I hate it when a plan doesn't come together. I realized I'd have to bring the boys back after school to finish mowing one side of the house, part of the front yard and load the lawnmower back in the van. My back has been tender for as long as I can remember, but I've never hurt it this badly before. Taking a shower was slow and painful and I could not wait to carefully lower myself in bed and stay there for a while. Four ibuprophen and a heating pad later and I didn't feel much better. (I know now that I should have had ice on it instead.)

 The sweet Chicky came home after finding me in bed and telling her what happened, we went to the store to get dinner.   On the way up our road, we found the boys walking home from the bus. I stopped to pick them up and fill them in on the situation. They could see I was obviously in pain and we decided to go get the yard stuff out of the way. We drove over to the house and they made short work of the remaining yard and leaves. The predominating conversation on our travel was how much more convenient this would all be if they boys were driving. That thought had passed through my mind when I was struggling to get into the car earlier in the day, but in other more lucid moments I keep remembering they're only 14. I know driving is coming up, but I am not sure I'm ready for it.

 When we arrived at home I went straight to bed with my iPhone and watched an episode of Parenthood. It's our current favorite series on Netflix. I'm also hooked on Friday Night Lights, but I watch that one alone. Chicky made some awesome cocoa brownies with dulche de leche on top, prepared dinner, and brought me some food. All the peeps were thoughtful and attentive. I asked them to clean up and they managed to do most of it. I had a thrilling thought, maybe I have my very own minions!? Only time would tell.

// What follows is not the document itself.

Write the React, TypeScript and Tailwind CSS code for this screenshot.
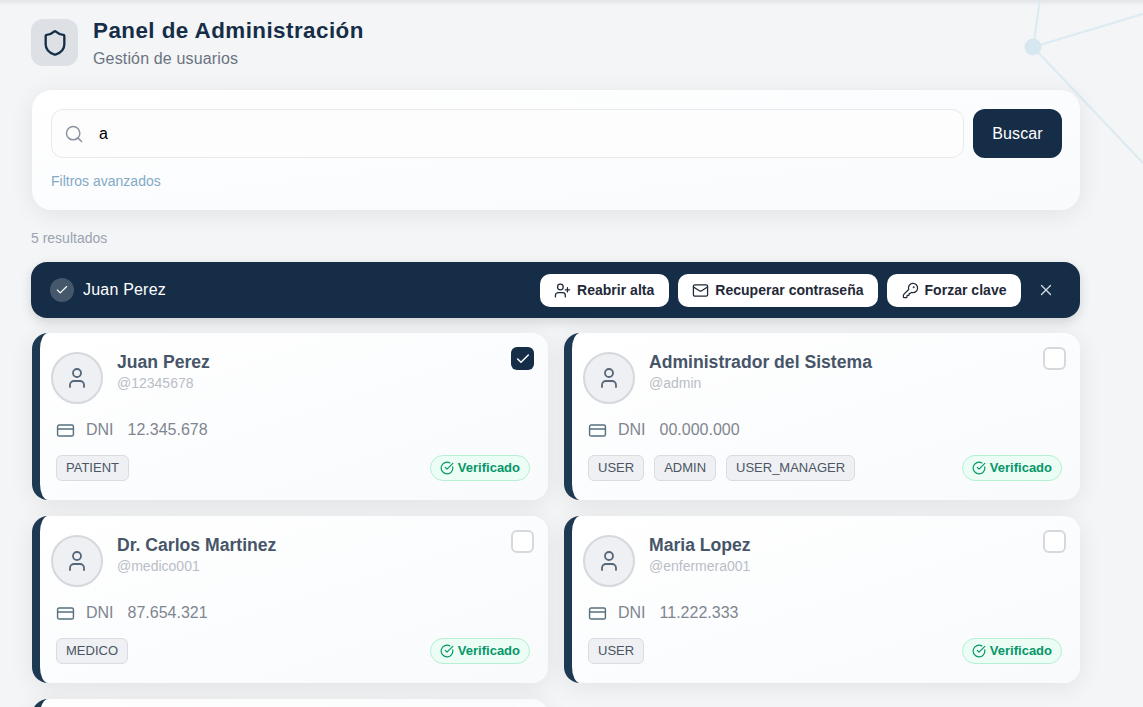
import { Check, CircleCheckBig, CreditCard, KeyRound, Mail, Search, Shield, User, UserPlus, X } from "lucide-react";

const USERS = [
  { name: "Juan Perez", handle: "@12345678", dni: "12.345.678", roles: ["PATIENT"], selected: true },
  { name: "Administrador del Sistema", handle: "@admin", dni: "00.000.000", roles: ["USER", "ADMIN", "USER_MANAGER"] },
  { name: "Dr. Carlos Martinez", handle: "@medico001", dni: "87.654.321", roles: ["MEDICO"] },
  { name: "Maria Lopez", handle: "@enfermera001", dni: "11.222.333", roles: ["USER"] },
];

const ACTIONS = [
  { icon: UserPlus, label: "Reabrir alta" },
  { icon: Mail, label: "Recuperar contraseña" },
  { icon: KeyRound, label: "Forzar clave" },
];

function UserCard({ user }: { user: (typeof USERS)[number] }) {
  return (
    <div className="relative h-[167px] rounded-2xl border-l-8 border-[#1e3a52] bg-gradient-to-br from-white to-[#f8fafc] pl-[11px] pr-[18px] pt-[19px] shadow-[0_4px_24px_rgba(0,0,0,0.08)]">
      <div
        className={
          user.selected
            ? "absolute right-[14px] top-[14px] flex h-[23px] w-[23px] items-center justify-center rounded-md bg-[#162d47] text-white"
            : "absolute right-[14px] top-[14px] h-[23px] w-[23px] rounded-md border-2 border-[#d5d8dc] bg-white"
        }
      >
        {user.selected && <Check className="h-4 w-4" strokeWidth={2.2} />}
      </div>
      <div className="flex items-start gap-[14px]">
        <div className="flex h-[52px] w-[52px] items-center justify-center rounded-full border-2 border-[#d5d8dc] bg-[#eef0f3] text-[#56677a]">
          <User className="h-[24px] w-[24px]" strokeWidth={1.8} />
        </div>
        <div>
          <div className="text-[17.6px] font-bold leading-[20px] text-[#475569]">{user.name}</div>
          <div className="mt-[1px] text-[14px] leading-[20px] text-[#b9bdc6]">{user.handle}</div>
        </div>
      </div>
      <div className="ml-[5px] mt-[14px] flex h-[24px] items-center text-[16px] text-[#7f8690]">
        <CreditCard className="h-[19px] w-[19px] text-[#56707f]" strokeWidth={1.8} />
        <span className="ml-[11px]">DNI</span>
        <span className="ml-[14px]">{user.dni}</span>
      </div>
      <div className="ml-[5px] mt-[13px] flex items-center justify-between">
        <div className="flex gap-[10px]">
          {user.roles.map((role) => (
            <span
              key={role}
              className="flex h-[26px] items-center rounded-md border border-[#d9dce1] bg-[#eef0f3] px-[9px] text-[13px] text-[#4b5563]"
            >
              {role}
            </span>
          ))}
        </div>
        <span className="flex h-[26px] items-center gap-[4px] rounded-full border border-[#b5f0d3] bg-[#ecfdf5] px-[9px] text-[13px] font-bold text-[#059669]">
          <CircleCheckBig className="h-[14px] w-[14px]" strokeWidth={2} />
          Verificado
        </span>
      </div>
    </div>
  );
}

export default function App() {
  return (
    <div className="relative h-[707px] overflow-hidden bg-[#f3f5f7] font-['Liberation_Sans',Arial,sans-serif]">
      <div className="absolute inset-x-0 top-0 h-[6px] bg-gradient-to-b from-[#e2e4e7] to-transparent" />
      <svg className="absolute inset-0 h-full w-full" viewBox="0 0 1143 707">
        <g stroke="#dcebf1" strokeWidth="2" fill="none">
          <line x1="1033" y1="47" x2="1040" y2="0" />
          <line x1="1033" y1="47" x2="1143" y2="14" />
          <line x1="1033" y1="47" x2="1143" y2="163" />
        </g>
        <circle cx="1033" cy="47" r="8.5" fill="#d6e7ef" />
      </svg>

      <div className="relative ml-[31px] w-[1049px] pt-[19px]">
        <div className="flex h-[47px] items-start gap-[15px]">
          <div className="flex h-[47px] w-[47px] items-center justify-center rounded-xl bg-[#dde1e6] text-[#162d47]">
            <Shield className="h-[28px] w-[28px]" strokeWidth={2} />
          </div>
          <div>
            <h1 className="text-[22.4px] font-bold leading-[24px] tracking-[0.45px] text-[#162d47]">Panel de Administración</h1>
            <p className="mt-[4px] text-[16px] leading-[24px] tracking-[0.15px] text-[#6b7280]">Gestión de usuarios</p>
          </div>
        </div>

        <div className="ml-[1px] mt-[24px] h-[120px] rounded-[20px] bg-gradient-to-br from-white to-[#f8fafc] pl-[19px] pr-[18px] pt-[19px] shadow-[0_4px_24px_rgba(0,0,0,0.08)]">
          <div className="flex gap-[9px]">
            <div className="flex h-[49px] flex-1 items-center rounded-xl border border-[#e7e9ec] bg-[#fdfdfe] pl-[12px]">
              <Search className="h-[20px] w-[20px] text-[#8b93a0]" strokeWidth={1.8} />
              <span className="ml-[15px] text-[16px] text-black">a</span>
            </div>
            <button className="h-[49px] w-[89px] rounded-xl bg-[#162d47] text-[16px] tracking-[0.15px] text-white">Buscar</button>
          </div>
          <div className="mt-[15px] text-[14px] leading-[16px] text-[#82aac6]">Filtros avanzados</div>
        </div>

        <div className="mt-[20px] text-[14px] leading-[16px] text-[#9ca3af]">5 resultados</div>

        <div className="mt-[16px] flex h-[56px] items-center rounded-2xl bg-[#162d47] pl-[19px] pr-[25px] shadow-[0_4px_12px_rgba(0,0,0,0.14)]">
          <div className="flex h-[24px] w-[24px] items-center justify-center rounded-full bg-white/20 text-white">
            <Check className="h-[14px] w-[14px]" strokeWidth={2} />
          </div>
          <span className="ml-[9px] text-[16px] tracking-[0.2px] text-white">Juan Perez</span>
          <div className="ml-auto flex items-center gap-[9px]">
            {ACTIONS.map((action) => {
              const Icon = action.icon;
              return (
                <button
                  key={action.label}
                  className="flex h-[33px] items-center gap-[6px] rounded-[10px] bg-white px-[14.5px] text-[14px] font-bold tracking-[0.02px] text-[#1f2937]"
                >
                  <Icon className="h-[17px] w-[17px]" strokeWidth={1.8} />
                  {action.label}
                </button>
              );
            })}
          </div>
          <X className="ml-[16px] h-[18px] w-[18px] text-[#d6dce3]" strokeWidth={1.8} />
        </div>

        <div className="ml-[1px] mt-[15px] grid grid-cols-2 gap-x-[16px] gap-y-[16px]">
          {USERS.map((user) => (
            <UserCard key={user.name} user={user} />
          ))}
          <div className="h-[167px] rounded-2xl border-l-8 border-[#1e3a52] bg-gradient-to-br from-white to-[#f8fafc] shadow-[0_4px_24px_rgba(0,0,0,0.08)]" />
        </div>
      </div>
    </div>
  );
}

 Before they went to bed I asked if they needed any laundry done. No response. "I won't be able to do any of your laundry tomorrow so if you need anything you should do it now." Crickets, literally. Oh, well. If they really need it they'll do it, I thought and went to sleep.

Thursday, November 03, 2011

A Fresh Tart returns?

I've been toying with the idea of purchasing some kitchen time over at The Durham Cookery. I took a tour a couple months ago, but wasn't sure about the logistics. I'm still not completely sure of what I want to do - other than make sweet and savory tarts, quick breads, scones, and soups - but being able to rent that space would open up some options. With the holidays coming up and no real need to eat a boat load of baked goods myself, I could rent the space once every couple of weeks and do cookies and breads as gifts, or fill orders for people that wanted some baked yummies for themselves.

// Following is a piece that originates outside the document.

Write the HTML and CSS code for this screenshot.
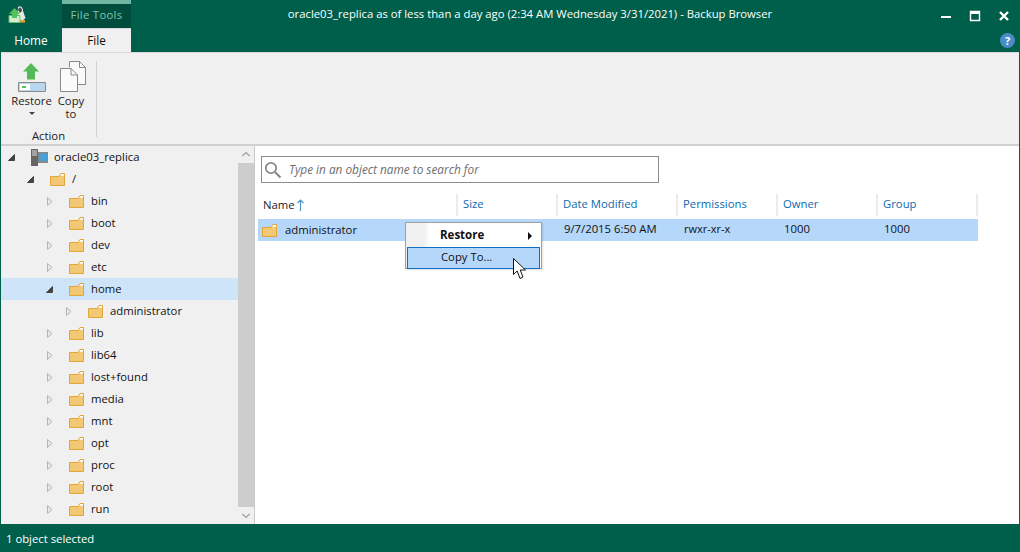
FILE: index.html
```html
<!DOCTYPE html>
<html lang="en">
<head>
<meta charset="utf-8">
<title>Backup Browser</title>
<link rel="stylesheet" href="styles.css">
</head>
<body>
<svg class="defs" width="0" height="0" aria-hidden="true">
  <symbol id="folder" viewBox="0 0 15 14">
    <path d="M.5 4.5H9L11 1.5H14.5V13.5H.5Z" fill="#f3c874" stroke="#e2a537"/>
    <path d="M10 3.8L11.4 2H14V3.8Z" fill="#fff"/>
  </symbol>
  <symbol id="closed" viewBox="0 0 6 9">
    <path d="M.5.5L5 4.5L.5 8.5Z" fill="#e8e8e8" stroke="#b4b4b4"/>
  </symbol>
  <symbol id="open" viewBox="0 0 7 7">
    <path d="M6.5.5V6.5H.5Z" fill="#444" stroke="#444"/>
  </symbol>
</svg>
<div class="window">
  <header class="top">
    <div class="titlebar">
      <div class="app-slot">
        <svg width="18" height="17" viewBox="0 0 18 17">
          <path d="M10 1C13 -1 15 2 15 5L17.500 12L14 15H9Z" fill="#e6ece8"/>
          <path d="M11 1.500C13 1 14 3 14 5L12 7L10 4Z" fill="#4a4a4a"/>
          <path d="M12 14H17V16.500H12Z" fill="#f0a030"/>
          <path d="M1 9.500H12V16.500H1Z" fill="#d6ecd0" stroke="#63bf6b"/>
          <path d="M6.500 2L12 8H9V12H4V8H1Z" fill="#4fc25a"/>
        </svg>
      </div>
      <div class="ctx-tab">File Tools</div>
      <div class="title">oracle03_replica as of less than a day ago (2:34 AM Wednesday 3/31/2021) - Backup Browser</div>
      <div class="controls">
        <svg width="12" height="12" viewBox="0 0 12 12"><path d="M1 6H11V8H1Z" fill="#fff"/></svg>
        <svg width="12" height="12" viewBox="0 0 12 12"><path d="M1.5 1.5H10.5V10.5H1.5Z" fill="none" stroke="#fff" stroke-width="1.4"/><path d="M1 1H11V4H1Z" fill="#fff"/></svg>
        <svg width="12" height="12" viewBox="0 0 12 12"><path d="M2 2L10 10M10 2L2 10" stroke="#fff" stroke-width="2.4"/></svg>
      </div>
    </div>
    <div class="tabbar">
      <div class="tab">Home</div>
      <div class="tab tab-active">File</div>
      <div class="help">?</div>
    </div>
  </header>
  <section class="ribbon">
    <div class="group">
      <div class="group-items">
        <div class="rbtn rbtn-restore">
          <svg width="30" height="30" viewBox="0 0 30 30">
            <path d="M14 0L22 8.500H18V16.500H10V8.500H6Z" fill="#55b957"/>
            <path d="M1.5 19.5H28.5V28.5H1.5Z" fill="#bad6ef" stroke="#8a8a8a"/>
            <path d="M3 21H13V27H3Z" fill="#fff"/>
            <path d="M5 23H9V25H5Z" fill="#55c157"/>
          </svg>
          <span class="rlabel">Restore</span>
          <span class="caret"></span>
        </div>
        <div class="rbtn rbtn-copy">
          <svg class="copy-icon" width="26" height="31" viewBox="0 0 26 31">
            <path d="M9.5 6V.5H19.5L25.5 6.5V23.5H16" fill="#fafafa" stroke="#8a8a8a"/>
            <path d="M19.5.5V6.5H25.5" fill="none" stroke="#8a8a8a"/>
            <path d="M.5 7.5H11L17.5 14V30.5H.5Z" fill="#fafafa" stroke="#8a8a8a"/>
            <path d="M11 7.5V14H17.5" fill="none" stroke="#8a8a8a"/>
          </svg>
          <span class="rlabel">Copy<br>to</span>
        </div>
      </div>
      <div class="group-name">Action</div>
    </div>
  </section>
  <main class="content">
    <aside class="tree-pane">
      <div class="tree">
        <div class="node d0"><svg class="tw" width="7" height="7"><use href="#open"/></svg><svg class="server" width="17" height="17" viewBox="0 0 17 17"><path d="M0 0H7V17H0Z" fill="#666"/><path d="M1 2H6M1 4H6M1 6H6" stroke="#ddd"/><path d="M7 3H17V14H7Z" fill="#888"/><path d="M9 4.500H16V12H9Z" fill="#4a9fd6"/></svg><span>oracle03_replica</span></div>
        <div class="node d1"><svg class="tw" width="7" height="7"><use href="#open"/></svg><svg class="fd" width="15" height="14"><use href="#folder"/></svg><span>/</span></div>
        <div class="node d2"><svg class="tw tw-c" width="6" height="9"><use href="#closed"/></svg><svg class="fd" width="15" height="14"><use href="#folder"/></svg><span>bin</span></div>
        <div class="node d2"><svg class="tw tw-c" width="6" height="9"><use href="#closed"/></svg><svg class="fd" width="15" height="14"><use href="#folder"/></svg><span>boot</span></div>
        <div class="node d2"><svg class="tw tw-c" width="6" height="9"><use href="#closed"/></svg><svg class="fd" width="15" height="14"><use href="#folder"/></svg><span>dev</span></div>
        <div class="node d2"><svg class="tw tw-c" width="6" height="9"><use href="#closed"/></svg><svg class="fd" width="15" height="14"><use href="#folder"/></svg><span>etc</span></div>
        <div class="node d2 node-sel"><svg class="tw" width="7" height="7"><use href="#open"/></svg><svg class="fd" width="15" height="14"><use href="#folder"/></svg><span>home</span></div>
        <div class="node d3"><svg class="tw tw-c" width="6" height="9"><use href="#closed"/></svg><svg class="fd" width="15" height="14"><use href="#folder"/></svg><span>administrator</span></div>
        <div class="node d2"><svg class="tw tw-c" width="6" height="9"><use href="#closed"/></svg><svg class="fd" width="15" height="14"><use href="#folder"/></svg><span>lib</span></div>
        <div class="node d2"><svg class="tw tw-c" width="6" height="9"><use href="#closed"/></svg><svg class="fd" width="15" height="14"><use href="#folder"/></svg><span>lib64</span></div>
        <div class="node d2"><svg class="tw tw-c" width="6" height="9"><use href="#closed"/></svg><svg class="fd" width="15" height="14"><use href="#folder"/></svg><span>lost+found</span></div>
        <div class="node d2"><svg class="tw tw-c" width="6" height="9"><use href="#closed"/></svg><svg class="fd" width="15" height="14"><use href="#folder"/></svg><span>media</span></div>
        <div class="node d2"><svg class="tw tw-c" width="6" height="9"><use href="#closed"/></svg><svg class="fd" width="15" height="14"><use href="#folder"/></svg><span>mnt</span></div>
        <div class="node d2"><svg class="tw tw-c" width="6" height="9"><use href="#closed"/></svg><svg class="fd" width="15" height="14"><use href="#folder"/></svg><span>opt</span></div>
        <div class="node d2"><svg class="tw tw-c" width="6" height="9"><use href="#closed"/></svg><svg class="fd" width="15" height="14"><use href="#folder"/></svg><span>proc</span></div>
        <div class="node d2"><svg class="tw tw-c" width="6" height="9"><use href="#closed"/></svg><svg class="fd" width="15" height="14"><use href="#folder"/></svg><span>root</span></div>
        <div class="node d2"><svg class="tw tw-c" width="6" height="9"><use href="#closed"/></svg><svg class="fd" width="15" height="14"><use href="#folder"/></svg><span>run</span></div>
        <div class="node d2"><svg class="fd" width="15" height="14"><use href="#folder"/></svg></div>
      </div>
      <div class="scrollbar">
        <svg class="sb-arrow" width="17" height="17" viewBox="0 0 17 17"><path d="M4.500 10L8.500 6.500L12.500 10" fill="none" stroke="#a6a6a6" stroke-width="1.500"/></svg>
        <div class="sb-thumb"></div>
        <svg class="sb-arrow" width="17" height="17" viewBox="0 0 17 17"><path d="M4.500 7L8.500 10.500L12.500 7" fill="none" stroke="#a6a6a6" stroke-width="1.500"/></svg>
      </div>
    </aside>
    <section class="list-pane">
      <div class="search">
        <svg width="18" height="18" viewBox="0 0 18 18"><circle cx="7" cy="7" r="5.200" fill="none" stroke="#8a8a8a" stroke-width="1.800"/><path d="M11 11L16.500 16.500" stroke="#8a8a8a" stroke-width="2.200"/></svg>
        <span class="search-hint">Type in an object name to search for</span>
      </div>
      <div class="grid grid-head">
        <div class="hcell hcell-name">Name<svg width="7" height="12" viewBox="0 0 7 12"><path d="M3.500 1V12M.5 4L3.500 1L6.500 4" fill="none" stroke="#4d96c8" stroke-width="1.200"/></svg></div>
        <div class="hcell">Size</div>
        <div class="hcell">Date Modified</div>
        <div class="hcell">Permissions</div>
        <div class="hcell">Owner</div>
        <div class="hcell">Group</div>
      </div>
      <div class="grid grid-row">
        <div class="cell cell-name"><svg class="fd" width="15" height="14"><use href="#folder"/></svg>administrator</div>
        <div class="cell"></div>
        <div class="cell">9/7/2015 6:50 AM</div>
        <div class="cell cell-perm">rwxr-xr-x</div>
        <div class="cell">1000</div>
        <div class="cell">1000</div>
      </div>
      <div class="menu">
        <div class="mitem mitem-bold">Restore<span class="mcaret"></span></div>
        <div class="mitem mitem-hot">Copy To...</div>
      </div>
      <svg class="cursor" width="14" height="22" viewBox="0 0 14 22"><path d="M.5.5V16.500L4.200 13L7 20.500L10 19L7.200 12H12.500Z" fill="#fff" stroke="#111"/></svg>
    </section>
  </main>
  <footer class="status">1 object selected</footer>
</div>
</body>
</html>
```
FILE: styles.css
```css
* { box-sizing: border-box; }
html, body { margin: 0; padding: 0; }
body { font-family: "Open Sans", "Noto Sans", "Liberation Sans", sans-serif; font-size: 11.3px; color: #111; overflow: hidden; }
.defs { position: absolute; }
svg { display: block; flex: none; }

.window { width: 1020px; height: 552px; display: flex; flex-direction: column; background: #005f4b; padding: 0 1px; }

.top { height: 52px; margin: 0 -1px; flex: none; color: #fff; }
.titlebar { height: 28px; display: flex; position: relative; }
.app-slot { width: 62px; padding: 6px 0 0 8px; }
.ctx-tab { width: 69px; background: #004d3d; border-top: 4px solid #6fb5a2; color: #7fc4b0; text-align: center; line-height: 21px; letter-spacing: .3px; }
.title { flex: 1; text-align: center; line-height: 28px; padding-right: 10px; margin-left: -1px; }
.controls { display: flex; gap: 17px; padding: 10px 10px 0 0; }
.tabbar { height: 24px; display: flex; align-items: stretch; }
.tab { width: 62px; text-align: center; line-height: 24px; font-size: 11.8px; }
.tab-active { width: 69px; background: #f0f0f0; color: #111; border-top: 1px solid #d8d8d8; line-height: 23px; }
.help { margin: 5px 5px 0 auto; width: 15px; height: 15px; border-radius: 50%; background: #4a8dc6; color: #fff; font-weight: 700; font-size: 11px; line-height: 15px; text-align: center; }

.ribbon { height: 94px; flex: none; background: #f0f0f0; border-bottom: 2px solid #d0d0d0; border-top: 1px solid #dcdcdc; display: flex; }
.group { width: 96px; height: 76px; margin-top: 8px; border-right: 1px solid #d2d2d2; display: flex; flex-direction: column; }
.group-items { display: flex; height: 67px; flex: none; }
.rbtn { display: flex; flex-direction: column; align-items: center; text-align: center; line-height: 13px; }
.rbtn-restore { width: 39px; margin-left: 11px; padding-top: 2px; }
.rbtn-copy { width: 40px; margin-left: 0; }
.copy-icon { margin-left: 3px; }
.rlabel { display: block; color: #222; }
.rbtn-restore .rlabel { margin-top: 1px; }
.rbtn-copy .rlabel { margin-top: 2px; }
.caret { width: 0; height: 0; margin-top: 5px; border: 3px solid transparent; border-top-color: #444; border-bottom-width: 0; }
.group-name { flex: none; text-align: center; line-height: 16px; color: #222; }

.content { flex: 1; min-height: 0; display: flex; background: #fff; }
.tree-pane { width: 254px; background: #f0f0f0; border-right: 1px solid #c8c8c8; display: flex; position: relative; overflow: hidden; }
.tree { flex: 1; min-width: 0; overflow: hidden; }
.node { height: 22px; display: flex; align-items: center; position: relative; white-space: nowrap; }
.node span { margin-left: 7px; position: relative; top: -1px; }
.node .tw { position: absolute; top: 8px; }
.node .tw-c { top: 7px; }
.d0 { padding-left: 30px; }
.d0 .tw { left: 7px; }
.d0 span { margin-left: 6px; }
.d1 { padding-left: 49px; }
.d1 .tw { left: 26px; }
.d2 { padding-left: 68px; }
.d2 .tw { left: 45px; }
.d3 { padding-left: 87px; }
.d3 .tw { left: 65px; }
.d2 .tw-c { left: 46px; }
.node-sel { background: #cee4f9; }
.scrollbar { width: 16px; flex: none; display: flex; flex-direction: column; background: #f0f0f0; }
.sb-arrow { width: 16px; }
.sb-thumb { flex: 1; background: #cdcdcd; }

.list-pane { flex: 1; position: relative; padding: 10px 41px 0 3px; min-width: 0; }
.search { width: 398px; height: 27px; margin-left: 3px; border: 1px solid #8c8c8c; display: flex; align-items: center; padding-left: 2px; gap: 7px; color: #6e6e6e; font-style: italic; font-size: 11.8px; }
.search-hint { line-height: 14px; margin-bottom: 2px; }
.grid { display: grid; grid-template-columns: 200px 100px 120px 100px 100px 100px; width: 720px; }
.grid-head { margin-top: 11px; height: 22px; color: #0a6ab0; }
.hcell { padding-left: 5px; line-height: 20px; border-right: 2px solid #ececec; }
.hcell-name { color: #222; display: flex; align-items: center; gap: 2px; }
.grid-row { margin-top: 3px; height: 22px; background: #b5d7fa; }
.cell { padding-left: 6px; line-height: 20px; color: #111; white-space: nowrap; }
.cell-name { padding-left: 4px; display: flex; align-items: center; gap: 8px; }
.cell-perm { font-size: 11px; }

.menu { position: absolute; left: 150px; top: 76px; width: 137px; height: 47px; border: 1px solid #a0a0a0; background: linear-gradient(90deg, #f0f0f0 0, #f0f0f0 18px, #fff 24px); padding: 1px; box-shadow: 1px 1px 2px rgba(0,0,0,.12); }
.mitem { height: 23px; line-height: 22px; padding-left: 33px; position: relative; }
.mitem-bold { font-weight: 700; font-size: 11.5px; }
.mitem-hot { height: 22px; background: #b5d7fa; border: 1px solid #0f6fc6; line-height: 18px; }
.mcaret { position: absolute; right: 8px; top: 8px; border: 4px solid transparent; border-left-color: #111; border-right-width: 0; }
.cursor { position: absolute; left: 258px; top: 112px; }

.status { height: 28px; flex: none; margin: 0 -1px; padding-left: 6px; line-height: 29px; color: #fff; }
```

Here's are a few things off the old menu:

Savory tarts - roasted potato & mushroom (with fresh tarragon and Emmenthaler)
- roasted leek & celery
- spinach & mushroom

Sweet tarts - pumpkin spice
- apple (sugar and spiced apples in custard)
- raspberry-cranberry linzer
- baked lemon

Scones - dried cranberry
- candied ginger
- pumpkin
- cheddar-parmesan

Tea breads - chocolate banana
- cardamom banana with pistachios
- zucchini
- fresh grated ginger gingerbread
- carrot cake with lime icing

Cookies - shortbread
- coconut macaroons
- toffee bars
- fig newtons

Any menu suggestions? My only reservation with making tarts is that I'd have to be very organized as I'd need to rent the bakery and the kitchen portion of the cookery. It means an added cost and maybe having one other person help to make it efficient. See? It's all the details that keep me guessing. Any thoughts and suggestions are most welcome!